Pourquoi la France a-t-elle reconnu les dommages causés par les essais en Polynésie et pas en Algérie ?
Ce n’est pas la même chose. La Polynésie, c’est la France, alors qu’une partie des essais a été réalisée dans le Sahara au moment où l’Algérie était indépendante. La situation était singulière et peut-être plus embarrassante pour les deux pays.
Le président Macron a pris d’autres mesures pour le règlement du contentieux mémoriel avec l’Algérie. Comment les qualifiez-vous ?

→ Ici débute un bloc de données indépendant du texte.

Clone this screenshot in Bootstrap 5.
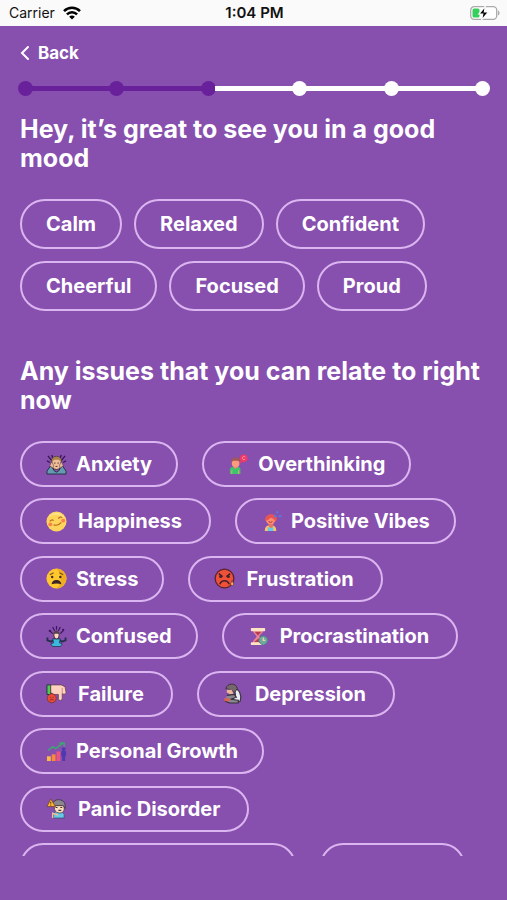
<!DOCTYPE html>
<html lang="en">
<head>
<meta charset="utf-8">
<meta name="viewport" content="width=device-width, initial-scale=1">
<title>Mood check-in</title>
<link href="https://cdn.jsdelivr.net/npm/bootstrap@5.3.0/dist/css/bootstrap.min.css" rel="stylesheet">
<style>
body{background:#874fae;color:#fff;font-family:Inter,"Liberation Sans",sans-serif}
.statusbar{background:#fafafa;color:#111;height:26px;font-size:14px;line-height:26px;padding:0 7px 0 9px}
.statusbar>*{flex:1 1 0}
.clock{font-size:15px;font-weight:600}
.back-link{font-size:17px;line-height:24px;font-weight:700;padding:15px 20px 0;gap:8px}
.steps{padding:16px 17px 0 18px}
.dot{width:15px;height:15px;border-radius:50%;background:#fff;flex:none}
.bar{height:5px;background:#fff;margin:0 -1px}
.dot.done,.bar.done{background:#68219b}
.scroller{min-height:0;margin-bottom:44px;overflow-y:auto;scrollbar-width:none;padding:19px 20px 0}
.scroller::-webkit-scrollbar{display:none}
.question{font-size:25px;line-height:29px;font-weight:700;margin:0}
.moods{gap:12px;margin:26px 0 46px}
.issues{column-gap:24px;min-height:448px;align-content:space-between;margin-top:26px}
.chip{--bs-btn-color:#fff;--bs-btn-border-color:#dbb5f0;--bs-btn-border-width:2px;--bs-btn-border-radius:25px;--bs-btn-font-size:20px;--bs-btn-font-weight:700;--bs-btn-line-height:26px;--bs-btn-padding-x:24px;--bs-btn-padding-y:10px;--bs-btn-hover-color:#fff;--bs-btn-hover-bg:#68219b;--bs-btn-hover-border-color:#dbb5f0}
.issues .chip{height:46px;display:flex;align-items:center;gap:9px;--bs-btn-padding-y:0px}
.issues .chip-roomy{gap:11px;padding-right:27px}
.chip svg{width:21px;height:21px;flex:none}
.chip-wide{width:276px}
.chip-mid{width:145px}
</style>
<script src="https://cdn.jsdelivr.net/npm/bootstrap@5.3.0/dist/js/bootstrap.bundle.min.js" defer></script>
</head>
<body>
<div class="vh-100 d-flex flex-column overflow-hidden">
<header class="statusbar d-flex align-items-center">
<div class="d-flex align-items-center gap-2"><span>Carrier</span>
<svg width="18" height="14" viewBox="0 0 18 14" fill="none" stroke="#000" stroke-width="2.5" aria-hidden="true"><path d="M1 5.200C5.500.7 12.500.7 17 5.200M3.900 8.300c2.900-2.900 7.300-2.900 10.200 0"/><path d="M9 13.600 6.200 10.700c1.600-1.500 4-1.500 5.600 0z" fill="#000" stroke="none"/></svg></div>
<div class="clock text-center">1:04 PM</div>
<div class="d-flex justify-content-end"><svg width="30" height="16" viewBox="0 0 30 16" aria-hidden="true"><rect x=".7" y="1.700" width="26" height="12.600" rx="3.500" fill="#fff" stroke="#aaa" stroke-width="1.300"/><path d="M28 5.500c2 .8 2 4.200 0 5z" fill="#aaa"/><rect x="2.500" y="3.500" width="7" height="9" rx="1.500" fill="#35cf5b"/><path d="M15.500 1 8.800 9h4l-1.300 6.200L18.500 7h-4.200z" fill="#000" stroke="#fafafa" stroke-width="1.200"/></svg></div>
</header>
<nav class="d-flex"><a href="#" class="back-link d-inline-flex align-items-center text-white text-decoration-none"><svg width="10" height="16" viewBox="0 0 10 16" fill="none" stroke="#fff" stroke-width="2" stroke-linecap="round" aria-hidden="true"><path d="M8 2 2 8l6 6"/></svg>Back</a></nav>
<div class="steps d-flex align-items-center" role="progressbar" aria-label="Progress" aria-valuenow="3" aria-valuemin="1" aria-valuemax="6">
<span class="dot done"></span><span class="bar done flex-fill"></span><span class="dot done"></span><span class="bar done flex-fill"></span><span class="dot done"></span><span class="bar flex-fill"></span><span class="dot"></span><span class="bar flex-fill"></span><span class="dot"></span><span class="bar flex-fill"></span><span class="dot"></span>
</div>
<main class="scroller flex-grow-1">
<h1 class="question">Hey, it’s great to see you in a good mood</h1>
<div class="moods d-flex flex-wrap">
<button type="button" class="btn chip">Calm</button><button type="button" class="btn chip">Relaxed</button><button type="button" class="btn chip">Confident</button><button type="button" class="btn chip">Cheerful</button><button type="button" class="btn chip">Focused</button><button type="button" class="btn chip">Proud</button>
</div>
<h2 class="question">Any issues that you can relate to right now</h2>
<div class="issues d-flex flex-wrap">
<button type="button" class="btn chip"><svg viewBox="0 0 22 22" aria-hidden="true"><path d="M2 2l4 5M1 7l3 2M6 1l1 3M20 2l-4 5M21 7l-3 2M16 1l-1 3" stroke="#35124f" stroke-width="1.300"/><path d="M6 7c0-6 10-6 10 0v4c0 7-10 7-10 0z" fill="#efbd98" stroke="#443036"/><path d="M6 8c0-7 10-7 10 0l-3-2H9z" fill="#a98250"/><path d="M1 21V18l4-6 4 6 2 1 2-1 4-6 4 6v3z" fill="#659bb0" stroke="#263047"/><path d="m4 12 2-4 2 4-1 3zm14 0-2-4-2 4 1 3z" fill="#edb795" stroke="#443036" stroke-width=".5"/><path d="M8.500 9.500h1.500m2 0h1.500M10 13h2" stroke="#542b31"/></svg>Anxiety</button>
<button type="button" class="btn chip"><svg viewBox="0 0 22 22" aria-hidden="true"><path d="M2 21v-5c0-2 3-3 6-3s5 1 5 3v5z" fill="#3bc66b"/><path d="M6 11h4v3l-2 2-2-2z" fill="#e7856c"/><rect x="4" y="5" width="8" height="9" rx="4" fill="#fa9b7e"/><path d="M3.500 10V7c0-4 8-5 9-1v3l-2-2H5z" fill="#a35758"/><circle cx="16.500" cy="4.500" r="4" fill="#ef3968"/><path d="m13 7-1 3 4-2z" fill="#ef3968"/><path d="M18 3c-3-2-4 3-1 3l1-1" fill="none" stroke="#ff9aac"/><path d="M4 17v4M11 17v4" stroke="#efa07b"/></svg>Overthinking</button>
<button type="button" class="btn chip chip-roomy"><svg viewBox="0 0 22 22" aria-hidden="true"><circle cx="11" cy="11" r="10.500" fill="#ffd45b"/><path d="M3 6c2-5 13-7 17 2-4-4-11-6-17-2z" fill="#ffe38a"/><circle cx="4.500" cy="14" r="2" fill="#ff7e4d"/><circle cx="18" cy="10" r="2" fill="#ff7e4d"/><path d="M4 11c1-2 3-2 4-1m5-2c1-2 3-2 4-1M8 14.500c3 1 6 0 8-2.500" fill="none" stroke="#b56c24" stroke-width="1.200"/></svg>Happiness</button>
<button type="button" class="btn chip"><svg viewBox="0 0 22 22" aria-hidden="true"><path d="M4 21c0-5 3-6 6-6s6 1 6 6z" fill="#ffc65c"/><path d="M7 17h6v4H7z" fill="#64c9ed"/><path d="M8 12h5v4l-2.500 2L8 16z" fill="#e87564"/><circle cx="10" cy="9" r="5" fill="#ff8c70"/><path d="M4 10c0-8 11-9 13-2l-2 4c0-3-2-4-5-5-2 2-3 3-6 3z" fill="#e65458"/><path d="m17 0 1 2h-2zm-2 4 1 2h-2zm5 0 1.500 2h-3z" fill="#587ae0" stroke="#587ae0"/><path d="M8 11q2 2 4 0" fill="none" stroke="#9d353f"/></svg>Positive Vibes</button>
<button type="button" class="btn chip"><svg viewBox="0 0 22 22" aria-hidden="true"><circle cx="11" cy="11" r="10.500" fill="#ffc82e"/><path d="M11 .5a10.500 10.500 0 0 1 0 21c6-6 6-15 0-21z" fill="#efad24"/><path d="m4 7 4-2m6 0 4 2" stroke="#805316" stroke-width="1.300"/><circle cx="6.500" cy="9.500" r="1.300" fill="#482c18"/><circle cx="15" cy="9.500" r="1.300" fill="#482c18"/><path d="M6 17c0-6 10-6 10 0-3-1-7-1-10 0z" fill="#3b2527"/></svg>Stress</button>
<button type="button" class="btn chip chip-roomy"><svg viewBox="0 0 22 22" aria-hidden="true"><circle cx="11" cy="11" r="9.800" fill="#ef5038" stroke="#592630" stroke-width="1.400"/><path d="m5 6 4 3m8-3-4 3M6 17c2-5 8-5 10 0" fill="none" stroke="#41212c" stroke-width="1.600"/><circle cx="7" cy="9" r="1.600" fill="#41212c"/><circle cx="15" cy="9" r="1.600" fill="#41212c"/><path d="m19 13 1.500 3.500c0 2.500-3 2.500-3 0z" fill="#ffb158" stroke="#592630" stroke-width=".6"/></svg>Frustration</button>
<button type="button" class="btn chip"><svg viewBox="0 0 22 22" aria-hidden="true"><path d="m4 5 3 3M7 1l2 4M18 5l-3 3M15 1l-2 4M11 0v4" stroke="#3c165a" stroke-width="1.200"/><circle cx="4" cy="5" r="1.200" fill="#3c165a"/><circle cx="18" cy="4" r="1.200" fill="#3c165a"/><path d="M1.500 12v3l4 1.500 3-2.500h5l3 2.500 4-1.500v-3" fill="none" stroke="#23304e" stroke-width="2"/><path d="M7 13.500h8l-1 4 3 1.500-2 2.500H7L5 19l3-1.500z" fill="#39b9dc" stroke="#23304e" stroke-width=".8"/><ellipse cx="11" cy="9.500" rx="2.800" ry="4" fill="#ffdbc0" stroke="#412940"/><path d="M8 8c0-4 6-4 6 0z" fill="#57424c"/></svg>Confused</button>
<button type="button" class="btn chip chip-roomy"><svg viewBox="0 0 22 22" aria-hidden="true"><path d="M5 4h11c0 4-4 5-4 7s4 3 4 7H5c0-4 4-5 4-7S5 8 5 4z" fill="#eb8595"/><path d="M7 6h7l-3.500 4zM6 17l5-4 4 4z" fill="#b53c51"/><rect x="3" y="2" width="15" height="3.500" rx="1" fill="#ffe4c4"/><rect x="3" y="17" width="14" height="3" rx="1" fill="#ffe4c4"/><circle cx="16" cy="15" r="4.500" fill="#70a9a0" stroke="#4d8387"/><path d="M16 12v3h2" fill="none" stroke="#f2d6a8" stroke-width="1.200"/></svg>Procrastination</button>
<button type="button" class="btn chip chip-roomy"><svg viewBox="0 0 22 22" aria-hidden="true"><path d="M1 2h4v10H1z" fill="#4bce50" stroke="#263044"/><path d="M5 2h11l4 2 1 6c0 2-3 2-4 1v5c0 3-4 3-4 0v-4H8l-3-2z" fill="#ffd2bf" stroke="#674047" stroke-width=".8"/><path d="M17 5v6" stroke="#c98b84"/><circle cx="6" cy="16" r="4.700" fill="#ed4b39" stroke="#76322f" stroke-width=".8"/><path d="M4 18q2-2 4 0M4 15h1m2 0h1" fill="none" stroke="#642421" stroke-width=".8"/></svg>Failure</button>
<button type="button" class="btn chip chip-roomy"><svg viewBox="0 0 22 22" aria-hidden="true"><path d="M12 6c5 0 8 7 6 13l-6 1-1-4 2-4z" fill="#e9edf0" stroke="#37303b" stroke-width="1.200"/><path d="M3 6c1-6 11-7 12 0l-3 4-4-3z" fill="#77666c" stroke="#37303b"/><path d="M4 7h5l2 4-3 1-4-2z" fill="#eab795"/><path d="m4 13 8-1 2 3-6 2 8 1v3H7l-5-2" fill="#8b8790" stroke="#37303b" stroke-width="1.200"/><path d="M1 16h6v3H2z" fill="#dc624d"/></svg>Depression</button>
<button type="button" class="btn chip"><svg viewBox="0 0 22 22" aria-hidden="true"><path d="M1 16h4v5H1z" fill="#ffb941"/><path d="M6 14h4v7H6z" fill="#fb883d"/><path d="M11 11h4v10h-4z" fill="#f0527b"/><path d="M16 12c0-3 5-3 5 0v4h-1v5h-3v-5h-1z" fill="#5039b0"/><circle cx="18.500" cy="8.500" r="2" fill="#5039b0"/><path d="m2 10 5-4 3 2 8-6m-4 0h5v4" fill="none" stroke="#3aaa70" stroke-width="1.500"/></svg>Personal Growth</button>
<button type="button" class="btn chip chip-roomy"><svg viewBox="0 0 22 22" aria-hidden="true"><path d="M8 21v-5l3-2h5l3 3v4z" fill="#65cae8" stroke="#395269" stroke-width=".8"/><path d="M8 6h11v6c0 5-9 5-10 0z" fill="#ffdfbd" stroke="#473843" stroke-width=".8"/><path d="M7 7c0-7 12-7 13 0v4l-2-3H9z" fill="#8b8790" stroke="#473843"/><path d="M10 10h2m3 0h2m-4 3h3" stroke="#3f3036" stroke-width="1.200"/><path d="m5 1 5 8H1z" fill="#ffb22c" stroke="#70442d" stroke-width=".8"/><path d="M5 4v2m0 1v1" stroke="#47301e"/><path d="M7 21v-5l6 2" fill="none" stroke="#f0bd9d" stroke-width="1.500"/></svg>Panic Disorder</button>
<button type="button" class="btn chip chip-wide" aria-label="More issues"></button>
<button type="button" class="btn chip chip-mid" aria-label="Other"></button>
</div>
</main>
</div>
</body>
</html>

Même si je n’appartiens plus à la majorité présidentielle, je tiens à saluer ce travail qui est remarquable, par exemple la reconnaissance de l’assassinat d’Ali Boumendjel et la mise en valeur du parcours de cet homme remarquable. Dans l’affaire Audin, en 2017-2018, le travail a été accompli en profondeur et beaucoup plus vite que je le pensais. Les conclusions de la mission confiée à Benjamin Stora sont également excellentes malgré les critiques exprimées çà et là. J’espère que je parviendrai avec mes collègues députés à faire avancer aussi la question sur les essais nucléaires. Ce dossier nous interpelle encore plus aujourd’hui avec toutes les discussions à l’échelle internationale sur le nucléaire, civil comme militaire.
Derrière l’affaire des essais en Algérie, il y a des drames humains, des personnes dont la vie a été ravagée par les effets de la radioactivité, mais il y a aussi les effets sur l’environnement dans le Sahara, un territoire particulièrement cher à mon cœur. Le Sahara m’a beaucoup fait rêver quand j’étais enfant, je me souviens très bien de ce petit ouvrage, Désert vivant, qui comportait des images de la faune et de la flore du désert, avec leur fantastique beauté. Guêpe, araignée, gerboise, la vraie, la belle gerboise vivante, pas la bombe du même nom ! J’ai découvert plus tard avec éblouissement le Sahara, lors d’un colloque à Ouargla. Dans mon bureau, je garde une petite fiole de sable ramenée de ce voyage.